Custom Dashboard Development for Federal Agency

 

The Challenge:

In 2021, one of the biggest financial stories was the “short squeeze” applied to the hedge funds by retail investors impacting GameStop’s stock price. The company was a nearly defunct brick-and-mortar video game retailer that quickly became the center of the financial world when its stock rose from $20 per share to a high of $450 over a 3-day span.

In essence, Internet retail investors publicly joined together in an attempt to undermine a hedge fund that had shorted the GameStop stock, which resulted in the Robinhood Financial, LLC trading platform to restrict the purchase orders of the stock. Social media platforms and websites like Reddit played a major role as communication channels for manipulating the market and a public outcry resulted.

For one government agency this presents a growing challenge. In response, Makpar implemented a Proof of Concept that aligns with the agency’s strategic goal to “expand market knowledge and oversight capabilities to identify, understand, analyze, and respond effectively to market developments and risks.”

 

The Solution:

Over a two-week Sprint, Makpar’s Innovation Lab team developed a Fraud Detection Analytics Dashboard Proof of Concept using a graph database to examine overall investor sentiment in social media sites such as Twitter and Facebook, and Reddit.  

Relational databases store highly structured data that require compute-heavy and memory-intensive join operations to associate data. Unlike relational databases, graph databases are not required to infer connections between entities, dramatically reducing the development time needed for this type of analysis. This enabled the Makpar team to download an extensive amount of social media data to analyze relationships between those discussing the GameStop stock.

This effort also demonstrated how particular social media users generating a wide-range of comments about GameStop were actually bots.
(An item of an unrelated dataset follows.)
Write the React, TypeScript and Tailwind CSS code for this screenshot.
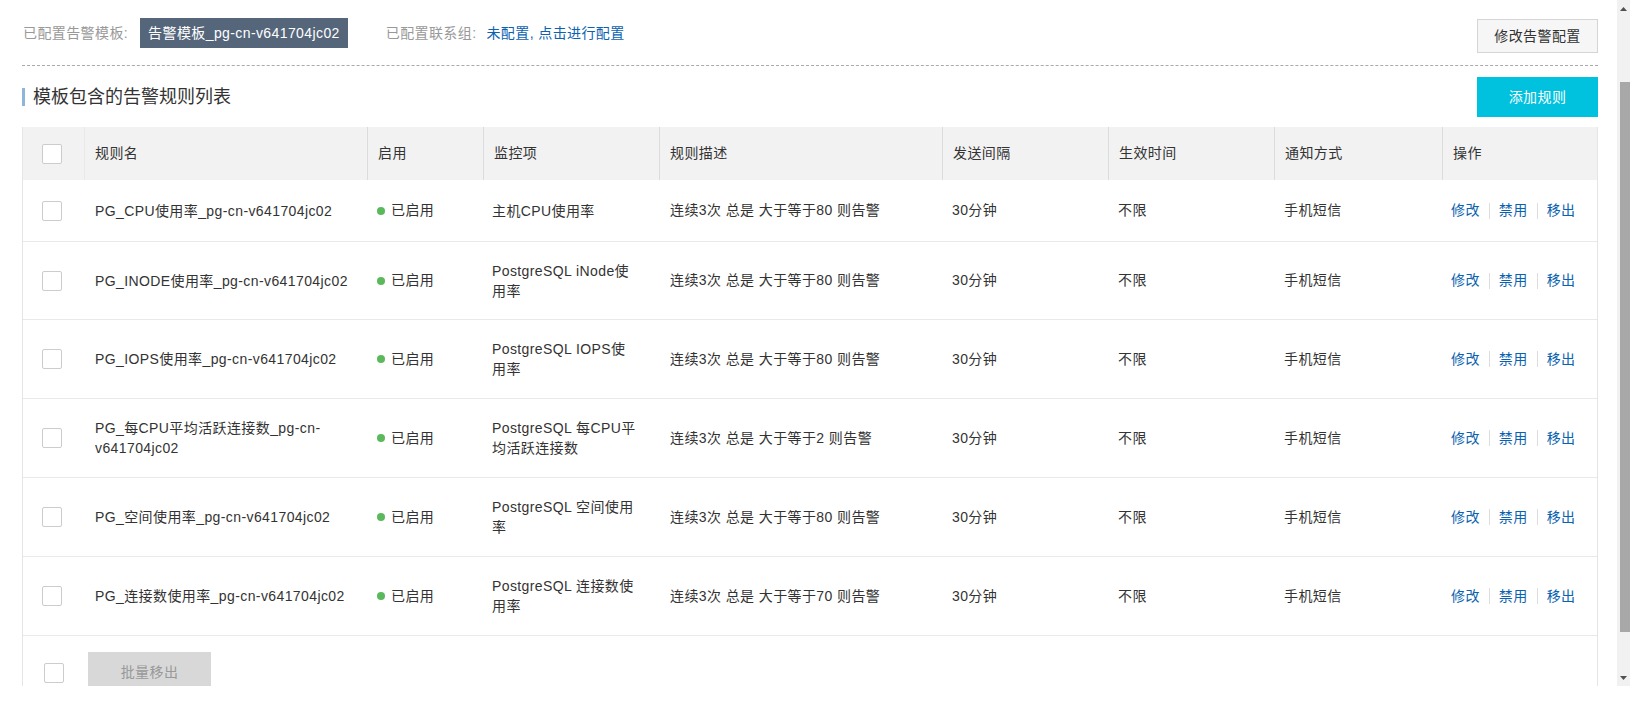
import React from 'react';

const font = { fontFamily: '"Liberation Sans", "Noto Sans CJK SC", sans-serif' };

const cols = 'grid grid-cols-[61px_283px_116px_176px_283px_166px_166px_168px_155px]';

const rows = [
  { name: ['PG_CPU使用率_pg-cn-v641704jc02'], monitor: ['主机CPU使用率'], desc: '连续3次 总是 大于等于80 则告警', h: 'h-[62px]' },
  { name: ['PG_INODE使用率_pg-cn-v641704jc02'], monitor: ['PostgreSQL iNode使', '用率'], desc: '连续3次 总是 大于等于80 则告警', h: 'h-[78px]' },
  { name: ['PG_IOPS使用率_pg-cn-v641704jc02'], monitor: ['PostgreSQL IOPS使', '用率'], desc: '连续3次 总是 大于等于80 则告警', h: 'h-[79px]' },
  { name: ['PG_每CPU平均活跃连接数_pg-cn-', 'v641704jc02'], monitor: ['PostgreSQL 每CPU平', '均活跃连接数'], desc: '连续3次 总是 大于等于2 则告警', h: 'h-[79px]' },
  { name: ['PG_空间使用率_pg-cn-v641704jc02'], monitor: ['PostgreSQL 空间使用', '率'], desc: '连续3次 总是 大于等于80 则告警', h: 'h-[79px]' },
  { name: ['PG_连接数使用率_pg-cn-v641704jc02'], monitor: ['PostgreSQL 连接数使', '用率'], desc: '连续3次 总是 大于等于70 则告警', h: 'h-[79px]' },
];

const Checkbox = () => (
  <span className="block w-[20px] h-[20px] bg-white border border-[#cccccc] rounded-[2px]" />
);

const Lines = ({ lines }: { lines: string[] }) => (
  <div className="leading-[20px] whitespace-nowrap">
    {lines.map((l, i) => (
      <div key={i}>{l}</div>
    ))}
  </div>
);

const headers = ['规则名', '启用', '监控项', '规则描述', '发送间隔', '生效时间', '通知方式', '操作'];

const Arrow = ({ down }: { down?: boolean }) => (
  <div className="h-[17px] flex items-center justify-center">
    <svg width="7" height="4" viewBox="0 0 7 4">
      <path d={down ? 'M0 0h7L3.5 4z' : 'M0 4h7L3.5 0z'} fill="#505050" />
    </svg>
  </div>
);

export default function App() {
  return (
    <div className="w-[1630px] h-[713px] bg-white text-[14px] tracking-[0.4px] text-[#333]" style={font}>
      <div className="flex h-[686px]">
        <div className="w-[1617px] h-[686px] overflow-hidden pl-[22px] pr-[19px] pt-[18px]">
          {/* configured template / contacts */}
          <div className="flex justify-between items-start">
            <div className="flex items-center h-[30px] pl-[1px]">
              <span className="text-[#999]">已配置告警模板:</span>
              <span className="ml-[12px] h-[30px] px-[8px] flex items-center bg-[#55667b] text-white">
                告警模板_pg-cn-v641704jc02
              </span>
              <span className="ml-[38px] text-[#999]">已配置联系组:</span>
              <a className="ml-[10px] text-[#0a62b0] cursor-pointer">未配置, 点击进行配置</a>
            </div>
            <button className="mt-[1px] w-[121px] h-[34px] border border-[#d5d5d5] bg-[#f6f6f6] text-[#333]">
              修改告警配置
            </button>
          </div>

          <div className="mt-[12px] border-t border-dashed border-[#aaaaaa]" />

          {/* title */}
          <div className="mt-[11px] flex justify-between items-center">
            <div className="flex items-center">
              <span className="w-[3px] h-[18px] bg-[#8db6da]" />
              <span className="ml-[8px] text-[18px] tracking-normal text-[#333]">模板包含的告警规则列表</span>
            </div>
            <button className="w-[121px] h-[40px] bg-[#00c1de] text-white">添加规则</button>
          </div>

          {/* table */}
          <div className="mt-[10px] border-x border-[#e5e5e5]">
            <div className={`${cols} h-[53px] bg-[#f2f2f2] items-stretch`}>
              <div className="flex items-center pl-[19px]">
                <Checkbox />
              </div>
              {headers.map((h, i) => (
                <div
                  key={h}
                  className={`flex items-center pl-[10px] border-l ${i === 0 ? 'border-[#e9e9e9]' : 'border-[#dcdcdc]'}`}
                >
                  {h}
                </div>
              ))}
            </div>

            {rows.map((r, idx) => (
              <div key={idx} className={`${cols} ${r.h} items-center border-b border-[#e9e9e9]`}>
                <div className="pl-[19px]">
                  <Checkbox />
                </div>
                <div className="pl-[11px]">
                  <Lines lines={r.name} />
                </div>
                <div className="pl-[10px] flex items-center">
                  <span className="w-[8px] h-[8px] rounded-full bg-[#5bb85b]" />
                  <span className="ml-[6px]">已启用</span>
                </div>
                <div className="pl-[9px]">
                  <Lines lines={r.monitor} />
                </div>
                <div className="pl-[11px] whitespace-nowrap">{r.desc}</div>
                <div className="pl-[10px]">30分钟</div>
                <div className="pl-[10px]">不限</div>
                <div className="pl-[10px]">手机短信</div>
                <div className="pl-[9px] flex items-center text-[#0a62b0]">
                  <a className="cursor-pointer">修改</a>
                  <span className="w-px h-[16px] bg-[#dddddd] mx-[9px]" />
                  <a className="cursor-pointer">禁用</a>
                  <span className="w-px h-[16px] bg-[#dddddd] mx-[9px]" />
                  <a className="cursor-pointer">移出</a>
                </div>
              </div>
            ))}

            <div className="flex items-start pl-[21px] pt-[16px] h-[60px]">
              <div className="mt-[11px]">
                <Checkbox />
              </div>
              <button className="ml-[24px] w-[123px] h-[40px] bg-[#d8d8d8] text-[#999]">批量移出</button>
            </div>
          </div>
        </div>

        {/* scrollbar */}
        <div className="w-[13px] h-[686px] bg-[#f1f1f1] flex flex-col">
          <Arrow />
          <div className="h-[65px]" />
          <div className="h-[550px] ml-[3px] bg-[#a8a8a8]" />
          <div className="flex-1" />
          <Arrow down />
        </div>
      </div>
    </div>
  );
}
For agencies that need to direct enforcement towards users that use fake social media accounts in an attempt to effect financial markets, the ability to glean this kind of information can provide tremendous cost savings in Internet forensic efforts.

 
 

Tools Used:

Makar tested a wide-range of tools in its Innovation Lab sandbox to determine the most appropriate options for this particular use case.

A). Neo4j Graph Database: Neo4j is a highly scalable native graph database, purpose-built to leverage not only data but also data relationships. Powered by a native graph storage and processing engine, Neo4j delivers an intuitive, flexible and secure database for unique, actionable insights.
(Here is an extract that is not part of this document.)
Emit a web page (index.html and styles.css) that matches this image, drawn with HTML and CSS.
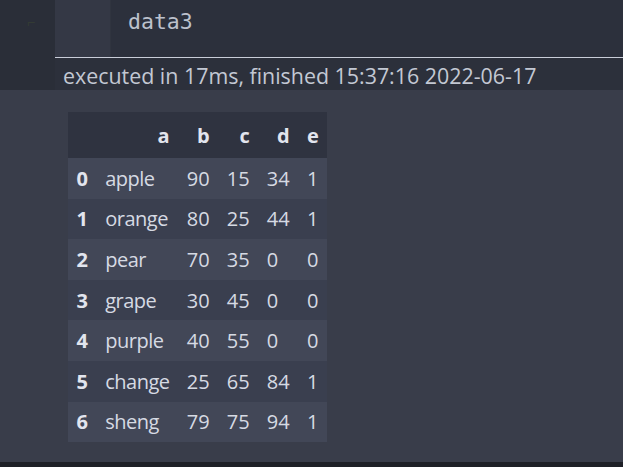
FILE: index.html
```html
<!DOCTYPE html>
<html>
<head>
<meta charset="utf-8">
<link rel="stylesheet" href="styles.css">
</head>
<body>
<div class="page">
  <div class="input-row">
    <div class="gutter"><span class="mark">⌐</span></div>
    <div class="input-area">
      <div class="prompt"></div>
      <div class="code">data3</div>
    </div>
  </div>
  <div class="exec-row">
    <div class="gutter"></div>
    <div class="exec">executed in 17ms, finished 15:37:16 2022-06-17</div>
  </div>
  <div class="output">
    <table class="df">
      <thead>
        <tr><th></th><th>a</th><th>b</th><th>c</th><th>d</th><th>e</th></tr>
      </thead>
      <tbody>
        <tr><th>0</th><td>apple</td><td>90</td><td>15</td><td>34</td><td>1</td></tr>
        <tr><th>1</th><td>orange</td><td>80</td><td>25</td><td>44</td><td>1</td></tr>
        <tr><th>2</th><td>pear</td><td>70</td><td>35</td><td>0</td><td>0</td></tr>
        <tr><th>3</th><td>grape</td><td>30</td><td>45</td><td>0</td><td>0</td></tr>
        <tr><th>4</th><td>purple</td><td>40</td><td>55</td><td>0</td><td>0</td></tr>
        <tr><th>5</th><td>change</td><td>25</td><td>65</td><td>84</td><td>1</td></tr>
        <tr><th>6</th><td>sheng</td><td>79</td><td>75</td><td>94</td><td>1</td></tr>
      </tbody>
    </table>
  </div>
  <div class="bottom"></div>
</div>
</body>
</html>
```

FILE: styles.css
```css
html, body {
  margin: 0;
  padding: 0;
  background: #393d4a;
}
.page {
  width: 623px;
  height: 467px;
  display: flex;
  flex-direction: column;
  font-family: "Open Sans", "Noto Sans", sans-serif;
}
.input-row {
  display: flex;
  height: 58px;
  background: #2b2f3a;
}
.gutter {
  width: 55px;
  flex: none;
  background: #2a2e38;
  position: relative;
}
.mark {
  position: absolute;
  left: 27px;
  top: 12px;
  font-size: 14px;
  color: #333b34;
}
.input-area {
  flex: 1;
  display: flex;
  border-bottom: 1px solid #c9cdd8;
  box-sizing: border-box;
}
.prompt {
  width: 55px;
  background: #343845;
  border-right: 1px solid #30343f;
}
.code {
  flex: 1;
  background: #2c303c;
  padding-left: 17px;
  padding-top: 8px;
  font-family: "DejaVu Sans Mono", monospace;
  font-size: 21.5px;
  line-height: 28px;
  color: #bcc1cc;
}
.exec-row {
  display: flex;
  height: 32px;
  background: #2c303b;
}
.exec {
  padding-left: 8px;
  font-size: 21.4px;
  line-height: 36px;
  color: #c3c8d3;
  white-space: nowrap;
}
.output {
  flex: 1;
  padding: 22px 0 0 68px;
  background: #393d4a;
}
.bottom {
  height: 5px;
  background: #1e2027;
}
.df {
  border-collapse: collapse;
  font-size: 20px;
  color: #d6dae3;
}
.df th, .df td {
  padding: 0 8.6px;
  white-space: nowrap;
}
.df thead tr {
  height: 46px;
  background: #2f3340;
}
.df thead th {
  text-align: right;
  font-weight: 700;
  color: #e2e5ee;
}
.df tbody tr {
  height: 40.6px;
}
.df tbody tr:nth-child(odd) {
  background: #424757;
}
.df tbody tr:nth-child(even) {
  background: #3a3f4f;
}
.df tbody th {
  text-align: left;
  font-weight: 700;
  color: #e2e5ee;
}
.df td {
  text-align: left;
}
.df tbody td:first-of-type {
  letter-spacing: -0.5px;
}
```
B). Extraction of data went through several test phases:

  • Twitter – Selenium, BeautifulSoup, and direct interaction with the Twitter API.

  • Reddit – Python in the order of PRAW, PSAW and PMAW.
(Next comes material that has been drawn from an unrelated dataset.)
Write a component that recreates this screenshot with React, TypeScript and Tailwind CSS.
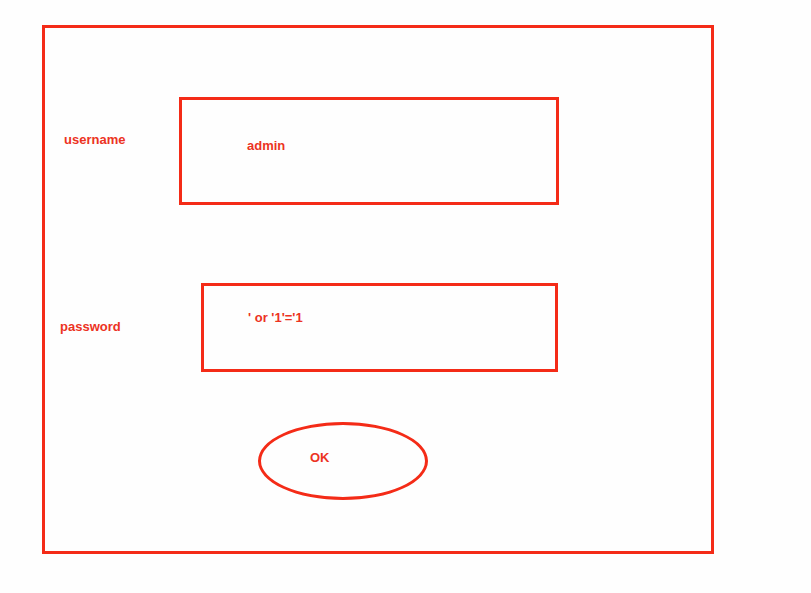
const RED = "border-[#f42b17]";

export default function App() {
  return (
    <div className="w-[811px] h-[593px] bg-[#fefefe] overflow-hidden font-['Liberation_Sans',Arial,sans-serif] font-bold text-[13px] leading-[15px] text-[#ec3323]">
      <div className={`ml-[42px] mt-[25px] w-[672px] h-[529px] border-[3px] ${RED}`}>
        {/* username row */}
        <div className="flex items-start mt-[69px]">
          <span className="ml-[19px] mt-[35px] w-[115px]">username</span>
          <div className={`w-[380px] h-[108px] border-[3px] ${RED} pl-[65px] pt-[38px]`}>admin</div>
        </div>

        {/* password row */}
        <div className="flex items-start mt-[78px]">
          <span className="ml-[15px] mt-[36px] w-[141px]">password</span>
          <div className={`w-[357px] h-[89px] border-[3px] ${RED} pl-[44px] pt-[24px]`}>' or '1'='1</div>
        </div>

        {/* OK button */}
        <div className={`ml-[213px] mt-[50px] w-[170px] h-[78px] rounded-[50%] border-[3px] ${RED} pl-[49px] pt-[25px]`}>
          OK
        </div>
      </div>
    </div>
  );
}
  • YouTube Comments –  Using Selenium as YouTube is JavaScript-rendered

  • Financial data was pulled through direct API interaction and BeautifulSoup.

  • News articles were scraped using the Python library news-fetch.

C). Data cleaning and semantic classification were performed using Python (Pandas, RegEX, NLTK) and R (OpenNLP, Quanteda, TM, koRpus, RWeka)

D). Dashboarding platforms evaluated

E). Tableau

F). QlikView

G). Amazon Quicksight

H). Neo4j Bloom

 

Best Practices:

  • Makpar utilized industry best practices for a highly scalable, secure, modular, flexible, and cost-effective architecture, which enables the agency to quickly prototype concepts within a defined target architecture and develop iterative building blocks of capabilities.

  • Leverage cloud native services for rapid prototype development.

  • Microservices-based architecture to handle technology evolution now and in the future. Enables the agency to evolve the architecture with the business needs

  • The Makpar team also documented all of the lessons learned, which will ultimately become a full-stack, machine learning capability that can be used in any situation where data relational analysis is required. The R&D effort is helping Makpar to further advance its ability to help agencies leverage next-generation IT solutions for enabling mission success.

 

Benefits to Federal Agency:

The true benefit is that the agency is now able to truly analyze a large amount of social media data in ways that can help with any kind of enforcement. 

In the case of GameStop, this type of approach will help the agency to gain a comprehensive understanding of social media sentiment to predict when another stock “pump and dump” situation will occur. It will also enhance the speed of enforcement by identifying the “bad actors” that are taking part in these schemes.

 

GettyImages-1225009218.jpg
 
iStock-1248262649.jpg
 

Key Takeaways:

  1. Allowing agencies to leverage data and insights to prevent future stock “pump and dump” schemes.

  2. Bringing a DevOps capability to business intelligence allows for faster development flow to meet urgent agency needs.

  3. Analyzing social media relations with graph databases for gaining a clear perspective on online sentiment.